In the case of Wyatt v Vince, Mrs Wyatt brought a successful financial claim against her former husband, Mr Vince, more than 20 years after their divorce. At the time of the divorce both parties were “penniless”. Mr Vince is now a very rich man, having founded a green energy company after the parties divorced. Mrs Wyatt was seeking close to £2 million from him. The parties have now settled the case, with Mrs Wyatt receiving a lump sum of £300,000, from which she must meet her legal fees.

Despite reports suggesting otherwise, this case has not changed the law. Married couples have financial claims against each other by virtue of their marriage. These include claims for lump sum payments, ongoing maintenance, transfers of property and pension sharing. On divorce the court can make these types of orders by consent or at a final hearing in financial remedy proceedings. The order will also normally dismiss the parties’ claims against one another, so that they cannot come back at a later stage and ask for money from their former spouse.

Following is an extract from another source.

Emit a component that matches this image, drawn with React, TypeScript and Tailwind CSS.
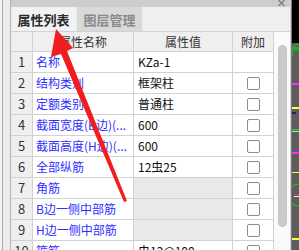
import React from "react";

type Row = { n: string; name: string; val: string; cb: boolean; dis?: boolean };

const rows: Row[] = [
  { n: "1", name: "名称", val: "KZa-1", cb: false },
  { n: "2", name: "结构类别", val: "框架柱", cb: true },
  { n: "3", name: "定额类别", val: "普通柱", cb: true },
  { n: "4", name: "截面宽度(B边)(...", val: "600", cb: true },
  { n: "5", name: "截面高度(H边)(...", val: "600", cb: true },
  { n: "6", name: "全部纵筋", val: "12虫25", cb: true },
  { n: "7", name: "角筋", val: "", cb: true, dis: true },
  { n: "8", name: "B边一侧中部筋", val: "", cb: true, dis: true },
  { n: "9", name: "H边一侧中部筋", val: "", cb: true, dis: true },
  { n: "10", name: "箍筋", val: "虫12@100", cb: true },
];

const font = { fontFamily: '"Noto Sans CJK SC", "Microsoft YaHei", sans-serif' };

function Checkbox() {
  return <div className="w-[13px] h-[13px] border border-[#8c8c8c] rounded-[2px] bg-white" />;
}

export default function App() {
  return (
    <div className="relative w-[299px] h-[250px] overflow-hidden flex bg-[#ececec]" style={font}>
      {/* left strip */}
      <div className="w-[11px] h-full flex shrink-0 bg-[#ededed]">
        <div className="w-[2px] h-full bg-[#f4f4f4]" />
        <div className="w-[1px] h-full bg-[#a8a8a8]" />
        <div className="w-[7px] h-full bg-[#ececec]" />
        <div className="w-[1px] h-full bg-[#b4b4b4]" />
      </div>

      {/* panel */}
      <div className="w-[279px] h-full shrink-0 flex flex-col bg-[#f0f0f0] overflow-hidden">
        {/* title bar */}
        <div className="h-[7px] shrink-0 bg-[#cdcdcd] flex justify-end pr-[5px] overflow-hidden">
          <svg width="7" height="6" viewBox="0 0 7 6">
            <path d="M0.5 0 L6.5 6 M6.5 0 L0.5 6" stroke="#7d7d7d" strokeWidth="1.3" />
          </svg>
        </div>
        {/* tabs */}
        <div className="h-[24px] shrink-0 flex items-stretch pl-[1px] gap-[2px] bg-[#efefef]">
          <div className="w-[63px] bg-[#f2f2f2] flex items-center justify-center text-[13px] font-bold text-[#2a2a2a] leading-none">
            属性列表
          </div>
          <div className="w-[65px] bg-[#d9d9d9] flex items-center justify-center text-[13px] font-bold text-[#8a8a8a] leading-none">
            图层管理
          </div>
        </div>
        {/* table + scrollbar */}
        <div className="flex flex-1 min-h-0 overflow-hidden border-t border-[#d2d2d2]">
          <div className="w-[263px] shrink-0 flex flex-col">
            {/* header */}
            <div className="flex h-[20px] shrink-0 bg-[#efefef] border-b border-[#d2d2d2] text-[12px] text-[#333]">
              <div className="w-[22px] border-r border-[#d2d2d2]" />
              <div className="w-[101px] border-r border-[#d2d2d2] flex items-center justify-center">属性名称</div>
              <div className="w-[99px] border-r border-[#d2d2d2] flex items-center justify-center">属性值</div>
              <div className="w-[41px] border-r border-[#d2d2d2] flex items-center justify-center">附加</div>
            </div>
            {rows.map((r) => (
              <div key={r.n} className="flex h-[21px] shrink-0 border-b border-[#d2d2d2] text-[12px]">
                <div className="w-[22px] border-r border-[#d2d2d2] bg-[#efefef] flex items-center justify-center text-[13px] text-[#333]">
                  {r.n}
                </div>
                <div className="w-[101px] border-r border-[#d2d2d2] bg-white flex items-center pl-[3px] text-[#2f2fff] whitespace-nowrap overflow-hidden">
                  {r.name}
                </div>
                <div
                  className={
                    "w-[99px] border-r border-[#d2d2d2] flex items-center pl-[4px] text-[#111] whitespace-nowrap overflow-hidden " +
                    (r.dis ? "bg-[#e9e9e9]" : "bg-white")
                  }
                >
                  {r.val}
                </div>
                <div className="w-[41px] border-r border-[#d2d2d2] bg-white flex items-center justify-center">
                  {r.cb ? <Checkbox /> : null}
                </div>
              </div>
            ))}
          </div>
          {/* scrollbar */}
          <div className="w-[16px] shrink-0 bg-[#fafafa] flex justify-center pt-[13px]">
            <div className="w-[9px] h-[182px] shrink-0 rounded-full bg-[#c9c9c9]" />
          </div>
        </div>
      </div>

      {/* right border */}
      <div className="w-[1px] h-full shrink-0 bg-[#d0d0d0]" />
      <div className="w-[1px] h-full shrink-0 bg-[#7a7a7a]" />

      {/* CAD canvas strip */}
      <div className="w-[7px] h-full shrink-0">
        <svg width="7" height="250" viewBox="0 0 7 250">
          <rect x="0" y="0" width="7" height="250" fill="#5c5c5c" />
          <rect x="0" y="0" width="7" height="43" fill="#000" />
          <path d="M7 44 A8 8 0 0 0 1 56" stroke="#22c022" strokeWidth="1.2" fill="none" />
          <rect x="2" y="47" width="5" height="4" fill="#1faa1f" />
          <rect x="0" y="83" width="7" height="2" fill="#ff2cff" />
          <rect x="0" y="107" width="7" height="2" fill="#ffff30" />
          <rect x="0" y="112" width="4" height="2" fill="#2a1a6a" />
          <rect x="0" y="129" width="7" height="1" fill="#34d034" />
          <rect x="0" y="131" width="7" height="1" fill="#b0f0b0" />
          <rect x="0" y="152" width="7" height="2" fill="#ff2cff" />
          <rect x="0" y="172" width="7" height="1" fill="#ffff30" />
          <path d="M7 184 A10 10 0 0 0 7 206" stroke="#22c022" strokeWidth="1.2" fill="none" />
          <rect x="2" y="194" width="5" height="1" fill="#e04040" />
          <rect x="2" y="196" width="5" height="1" fill="#f0f0f0" />
          <rect x="0" y="238" width="7" height="2" fill="#ffff30" />
        </svg>
      </div>

      {/* red arrow annotation */}
      <svg className="absolute left-0 top-0 pointer-events-none" width="299" height="250" viewBox="0 0 299 250">
        <polygon
          points="56,29 73,48 67,51 127,201 124,202 61,54 51,57"
          fill="#f01e1e"
        />
      </svg>
    </div>
  );
}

Spouses’ financial claims against one another remain open until dismissed by an order of the court. A decree absolute is not enough. Even if neither party has any assets or income to speak of at the time of divorce, it is imperative that the parties obtain an order from the court dismissing all claims that they have against each other. This is known as a “clean break order”.

Without a clean break order, there is a real risk, and no time limit on that risk, that your former spouse could make a claim against you at a later stage when your financial circumstances have improved; just like Mr Vince’s did. We therefore advise all clients to ensure that they finalise both the divorce and the financial matters so that they can move on with their lives without this risk hanging over them.